Diante dessas constatações, ao analisar cada atividade, resolvi fazer apenas comentários sobre as respostas (apontando os problemas e reconhecendo os avanços) sem atribuir nota a elas. Ao conhecerem o seu desempenho, as duplas reagiram de uma forma interessante: ao mesmo tempo em que estranharam a falta de uma nota, sugeriram uma tranqüilidade não muito comum em dia de entrega de “prova”. Com as atividades em mãos, solicitei que cada dupla lesse atentamente os meus comentários para que, juntos, identificássemos as razões para o resultado do trabalho. Depois dessa discussão, propus à turma, na aula seguinte, que me sugerisse outras possibilidades de abordagem desse conteúdo e outros mecanismos de avaliação da aprendizagem. Também definimos que, em outro momento, retomaríamos essa atividade para desenvolvermos um estudo sobre coesão e coerência.
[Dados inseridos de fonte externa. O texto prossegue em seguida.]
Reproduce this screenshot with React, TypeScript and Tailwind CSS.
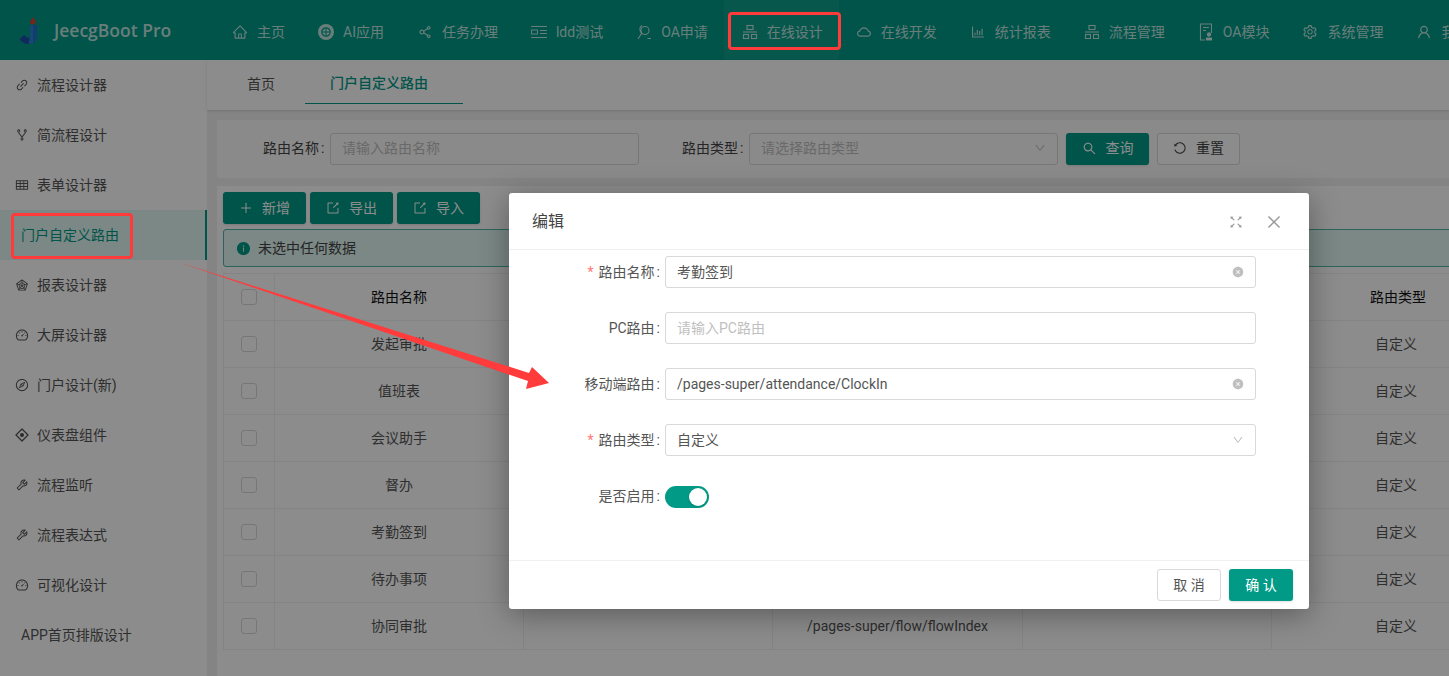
import type { ReactNode } from 'react';
import {
  AiOutlineHome,
  AiOutlineShareAlt,
  AiOutlineCloud,
  AiOutlineBarChart,
  AiOutlineSetting,
  AiOutlineUser,
  AiOutlineFork,
  AiOutlineTable,
  AiOutlineRadarChart,
  AiOutlineDashboard,
  AiOutlineCompass,
  AiOutlineTool,
  AiOutlineSearch,
  AiOutlineReload,
  AiOutlinePlus,
  AiOutlineExport,
  AiFillInfoCircle,
  AiOutlineClose,
  AiOutlineDown,
  AiFillCloseCircle,
  AiOutlineLink,
  AiOutlineFullscreen,
} from 'react-icons/ai';

const FONT = "[font-family:'Roboto','Noto_Sans_CJK_SC',sans-serif]";

const AiBadge = () => (
  <svg width="16" height="16" viewBox="0 0 16 16">
    <circle cx="8" cy="8" r="8" fill="currentColor" />
    <circle cx="8" cy="8" r="4.2" fill="none" stroke="#009a87" strokeWidth="1.2" />
    <path d="M8 4v8M4 8h8" stroke="#009a87" strokeWidth="1" />
  </svg>
);

const LinesIcon = () => (
  <svg width="16" height="16" viewBox="0 0 16 16" fill="none" stroke="currentColor" strokeWidth="1">
    <path d="M0 2.5h16M0 13.5h16" />
    <rect x="0.5" y="6" width="6" height="4" />
    <path d="M9 6.5h7M9 9.5h7" />
  </svg>
);

const PersonSearchIcon = () => (
  <svg width="16" height="16" viewBox="0 0 16 16" fill="none" stroke="currentColor" strokeWidth="1.1">
    <circle cx="9" cy="6.5" r="4" />
    <path d="M6 1.5C3.5 3 3 6 5.5 9.5L2 15M11.5 14.5h3.5" />
  </svg>
);

const DocUserIcon = () => (
  <svg width="16" height="18" viewBox="0 0 16 18" fill="none" stroke="currentColor" strokeWidth="1.1">
    <path d="M7 17H2.5V1h11v9" />
    <path d="M5 4.5h6M5 7.5h3" />
    <circle cx="11" cy="11.5" r="1.6" fill="currentColor" />
    <path d="M8.5 17v-2h5v2Z" fill="currentColor" />
  </svg>
);

const TreeIcon = () => (
  <svg width="16" height="16" viewBox="0 0 16 16" fill="none" stroke="currentColor" strokeWidth="1.1">
    <rect x="5" y="1.5" width="6" height="4" />
    <path d="M1 8h14" />
    <rect x="1.5" y="10.5" width="5" height="4" />
    <rect x="9.5" y="10.5" width="5" height="4" />
  </svg>
);

const DiamondIcon = () => (
  <svg width="14" height="14" viewBox="0 0 14 14" fill="none" stroke="currentColor" strokeWidth="1.3">
    <path d="M7 1 13 7 7 13 1 7Z" strokeLinejoin="round" />
    <circle cx="7" cy="7" r="1.4" fill="currentColor" />
  </svg>
);

const Logo = () => (
  <svg width="19" height="27" viewBox="0 0 19 27">
    <path d="M14 0c1.5 2 2.500 3.500 2.500 5s-1 2.500-2.500 2.500-3-1-3-2.500 2-2.500 3-5Z" fill="#d9442c" />
    <path d="M11 8h7v10c0 5-3 9-8 9-4 0-7-2-9.500-5l5-4c1 2 2.500 3 4 3 1 0 1.500-1 1.500-3Z" fill="#1f6fd1" />
    <path d="M5.500 18 .5 22c2 3 5 5 9 5l1-6c-2 0-4-1-5-3Z" fill="#1d4fa8" />
    <path d="M11 8h3v18c-1 .6-2.500 1-4 1l1-6Z" fill="#2a86c9" />
  </svg>
);

const navItems: { label: string; icon: ReactNode; active?: boolean }[] = [
  { label: '主页', icon: <AiOutlineHome size={18} /> },
  { label: 'AI应用', icon: <AiBadge /> },
  { label: '任务办理', icon: <AiOutlineShareAlt size={18} /> },
  { label: 'ldd测试', icon: <LinesIcon /> },
  { label: 'OA申请', icon: <PersonSearchIcon /> },
  { label: '在线设计', icon: <TreeIcon />, active: true },
  { label: '在线开发', icon: <AiOutlineCloud size={18} /> },
  { label: '统计报表', icon: <AiOutlineBarChart size={18} /> },
  { label: '流程管理', icon: <TreeIcon /> },
  { label: 'OA模块', icon: <DocUserIcon /> },
  { label: '系统管理', icon: <AiOutlineSetting size={18} /> },
  { label: '我的', icon: <AiOutlineUser size={18} /> },
];

const sideItems: { label: string; icon?: ReactNode; active?: boolean }[] = [
  { label: '流程设计器', icon: <AiOutlineLink size={16} /> },
  { label: '简流程设计', icon: <AiOutlineFork size={16} /> },
  { label: '表单设计器', icon: <AiOutlineTable size={16} /> },
  { label: '门户自定义路由', active: true },
  { label: '报表设计器', icon: <AiOutlineRadarChart size={16} /> },
  { label: '大屏设计器', icon: <AiOutlineDashboard size={16} /> },
  { label: '门户设计(新)', icon: <AiOutlineCompass size={16} /> },
  { label: '仪表盘组件', icon: <DiamondIcon /> },
  { label: '流程监听', icon: <AiOutlineTool size={16} /> },
  { label: '流程表达式', icon: <AiOutlineTool size={16} /> },
  { label: '可视化设计', icon: <AiOutlineDashboard size={16} /> },
  { label: 'APP首页排版设计' },
];

const rows = ['发起审批', '值班表', '会议助手', '督办', '考勤签到', '待办事项', '协同审批'];

const Checkbox = () => <span className="h-4 w-4 rounded-[3px] border border-[#d9d9d9] bg-white" />;

const Cell = ({ children, head }: { children?: ReactNode; head?: boolean }) => (
  <div className={`flex items-center justify-center border-r border-b border-[#f0f0f0] ${head ? 'text-[#111]' : 'text-[#555]'}`}>
    {children}
  </div>
);

const TableRow = ({ name, path, head, type }: { name: string; path?: string; head?: boolean; type: string }) => (
  <div className="grid h-[47px] grid-cols-[51px_249px_249px_250px_249px_249px]">
    <Cell><Checkbox /></Cell>
    <Cell head={head}>{name}</Cell>
    <Cell />
    <Cell>{path}</Cell>
    <Cell />
    <Cell head={head}>{head ? <span className="pl-1">{type}</span> : type}</Cell>
  </div>
);

const ToolButton = ({ icon, label }: { icon: ReactNode; label: string }) => (
  <button className="flex h-8 w-[83px] items-center justify-center gap-[9px] rounded-[3px] bg-[#009a87] text-white shadow-sm">
    {icon}
    {label}
  </button>
);

const FormRow = ({ label, required, children }: { label: string; required?: boolean; children: ReactNode }) => (
  <div className="flex h-8 items-center">
    <label className="flex w-[156px] justify-end pr-[5px] text-[#555]">
      {required && <span className="mr-[5px] text-[#ff7875]">*</span>}
      {label}
      <span className="ml-[2px]">:</span>
    </label>
    {children}
  </div>
);

const FormInput = ({ value, placeholder, clear, arrow }: { value?: string; placeholder?: string; clear?: boolean; arrow?: boolean }) => (
  <div className="flex h-8 w-[591px] items-center justify-between rounded-[3px] border border-[#d9d9d9] px-[11px]">
    <span className={value ? 'text-[#555]' : 'text-[#bfbfbf]'}>{value || placeholder}</span>
    {clear && <AiFillCloseCircle size={12} className="text-[#bfbfbf]" />}
    {arrow && <AiOutlineDown size={12} className="text-[#bfbfbf]" />}
  </div>
);

export default function App() {
  return (
    <div className={`relative flex h-[676px] w-[1449px] flex-col overflow-hidden bg-[#f0f0f0] text-[14px] leading-[22px] ${FONT}`}>
      <header className="flex h-[60px] shrink-0 items-center bg-[#009a87] text-white/75">
        <div className="flex w-[215px] shrink-0 items-center pl-[19px]">
          <Logo />
          <span className="ml-[16px] text-[17.5px] font-semibold whitespace-nowrap [font-family:'Open_Sans',sans-serif]">JeecgBoot Pro</span>
        </div>
        {navItems.map((item) => (
          <div
            key={item.label}
            className={`flex h-full shrink-0 items-center gap-[9px] pt-[3px] pr-[16px] whitespace-nowrap ${item.active ? 'bg-white/5 pl-[18px]' : 'pl-[17px]'}`}
          >
            <span className="flex h-4 w-4 items-center justify-center">{item.icon}</span>
            {item.label}
          </div>
        ))}
      </header>

      <div className="flex min-h-0 flex-1">
        <aside className="w-[207px] shrink-0 bg-white text-[#555]">
          {sideItems.map((item) => (
            <div
              key={item.label}
              className={`flex h-[50px] items-center gap-2 ${item.icon ? 'pl-[15px]' : 'pl-[21px]'} ${
                item.active ? 'border-r-2 border-[#009a87] bg-[#e0f8f2] text-[#009a87]' : ''
              }`}
            >
              {item.icon && <span className="flex h-[14px] w-[14px] items-center justify-center">{item.icon}</span>}
              {item.label}
            </div>
          ))}
        </aside>

        <main className="flex min-w-0 flex-1 flex-col">
          <div className="flex h-[50px] shrink-0 bg-white pl-[40px] shadow-sm">
            <span className="mt-[13px] text-[#555]">首页</span>
            <span className="ml-[30px] flex h-[44px] w-[158px] items-center border-b border-[#009a87] pt-[3px] pl-[25px] font-medium text-[#009a87]">
              门户自定义路由
            </span>
          </div>

          <div className="flex min-h-0 flex-1 flex-col pl-[10px] pt-[10px]">
            <section className="flex h-[58px] shrink-0 items-center bg-[#fcfcfc] pl-[46px]">
              <span className="mb-[2px] w-[67px] text-[#444]">路由名称<span className="ml-[2px]">:</span></span>
              <div className="flex h-8 w-[309px] items-center rounded-[3px] border border-[#d9d9d9] px-[11px] pb-[2px] text-[#bfbfbf]">
                请输入路由名称
              </div>
              <span className="mb-[2px] ml-[43px] w-[67px] text-[#444]">路由类型<span className="ml-[2px]">:</span></span>
              <div className="flex h-8 w-[309px] items-center justify-between rounded-[3px] border border-[#d9d9d9] px-[11px] pb-[2px] text-[#bfbfbf]">
                请选择路由类型
                <AiOutlineDown size={12} />
              </div>
              <button className="ml-2 flex h-8 w-[83px] items-center justify-center gap-[9px] rounded-[3px] bg-[#009a87] pb-[2px] text-white shadow-sm">
                <AiOutlineSearch size={15} />
                查询
              </button>
              <button className="ml-2 flex h-8 w-[83px] items-center justify-center gap-[9px] rounded-[3px] border border-[#d9d9d9] bg-white pb-[2px] text-[#444]">
                <AiOutlineReload size={14} className="-scale-x-100" />
                重置
              </button>
            </section>

            <section className="mt-2 flex min-h-0 flex-1 flex-col bg-white px-[6px] pt-[6px]">
              <div className="flex gap-1">
                <ToolButton icon={<AiOutlinePlus size={14} />} label="新增" />
                <ToolButton icon={<AiOutlineExport size={14} />} label="导出" />
                <ToolButton icon={<AiOutlineExport size={14} />} label="导入" />
              </div>
              <div className="mt-[5px] flex h-[38px] w-[1300px] shrink-0 items-center gap-[7px] rounded-[3px] border border-[#4db8aa] bg-[#e0f8f2] pl-[12px] text-[#444]">
                <AiFillInfoCircle size={15} className="text-[#009a87]" />
                未选中任何数据
              </div>
              <div className="mt-[6px] w-[1298px] border-l border-t border-[#f0f0f0]">
                <TableRow head name="路由名称" type="路由类型" />
                {rows.map((name) => (
                  <TableRow
                    key={name}
                    name={name}
                    type="自定义"
                    path={name === '协同审批' ? '/pages-super/flow/flowIndex' : undefined}
                  />
                ))}
              </div>
            </section>
          </div>
        </main>
      </div>

      <div className="absolute inset-0 bg-black/45" />

      <div className="absolute top-[193px] left-[509px] flex h-[416px] w-[800px] flex-col rounded-[3px] bg-white shadow-[0_6px_30px_rgba(0,0,0,0.35)]">
        <div className="flex h-[57px] shrink-0 items-center justify-between border-b border-[#f0f0f0] pt-[2px] pr-[26px] pl-[23px]">
          <span className="text-[16px] text-[#444]">编辑</span>
          <div className="flex items-center gap-[21px] text-[#999]">
            <AiOutlineFullscreen size={16} />
            <AiOutlineClose size={18} />
          </div>
        </div>
        <div className="flex flex-1 flex-col gap-6 pt-[6px]">
          <FormRow label="路由名称" required>
            <FormInput value="考勤签到" clear />
          </FormRow>
          <FormRow label="PC路由">
            <FormInput placeholder="请输入PC路由" />
          </FormRow>
          <FormRow label="移动端路由">
            <FormInput value="/pages-super/attendance/ClockIn" clear />
          </FormRow>
          <FormRow label="路由类型" required>
            <FormInput value="自定义" arrow />
          </FormRow>
          <FormRow label="是否启用">
            <span className="mt-[2px] flex h-[22px] w-[44px] items-center justify-end rounded-full bg-[#009a87] pr-[2px]">
              <span className="h-[18px] w-[18px] rounded-full bg-white shadow" />
            </span>
          </FormRow>
        </div>
        <div className="flex h-[49px] shrink-0 items-center justify-end gap-2 border-t border-[#f0f0f0] pr-4">
          <button className="h-8 w-16 rounded-[3px] border border-[#d9d9d9] text-[#555]">取 消</button>
          <button className="h-8 w-16 rounded-[3px] bg-[#009a87] text-white shadow-sm">确 认</button>
        </div>
      </div>

      {/* red annotations drawn on the screenshot */}
      <div className="absolute top-[12px] left-[728px] h-[38px] w-[113px] rounded-[4px] border-[3px] border-[#ff3b3b]" />
      <div className="absolute top-[213px] left-[11px] h-[46px] w-[122px] rounded-[4px] border-[3px] border-[#ff3b3b]" />
      <svg className="pointer-events-none absolute inset-0" width="1449" height="676">
        <polygon points="178,262 529,373 532,367 549,383 526,389 528,381" fill="#ff3b3b" />
      </svg>
    </div>
  );
}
(23/10) Como encarar o erro?/ Encontro XXIV

Ao rejeitar a noção do “erro” e defender a variação e a mudança lingüística, o professor abre um precedente para a reflexão sobre o aspecto sociopragmático da língua, ponto crucial para o desenvolvimento da competência interacional do aluno. De acordo com a metodologia interacionista, não existe uma fala certa ou errada, mas sim uma fala adequada ou inadequada a uma situação comunicativa. Portanto, “a gramática da norma padrão precisa ser ensinada de uma maneira reflexiva e inserida em contextos discursivos para, dessa forma, possibilitar ao aluno o domínio desta norma e, assim, poder desenvolver a capacidade de monitorar seu estilo de fala” (BORTONE, 2008: 29). Sendo assim, o professor não pode restringir-se apenas ao ensino dos aspectos lingüísticos da fala, mas sim priorizar o ensino da língua vinculada às suas situações de uso. A escola tem o dever de garantir uma educação baseada no pressuposto de que “toda e qualquer variedade lingüística é plenamente funcional, oferece todos os recursos necessários para que seus falantes interajam socialmente, é um meio eficiente de manutenção da coesão social da comunidade em que é empregada” (BAGNO, 2007: 48) e, além disso, tem organização gramatical, segue regras e tem uma lógica lingüística perfeitamente demonstrável (PERINI, 2004).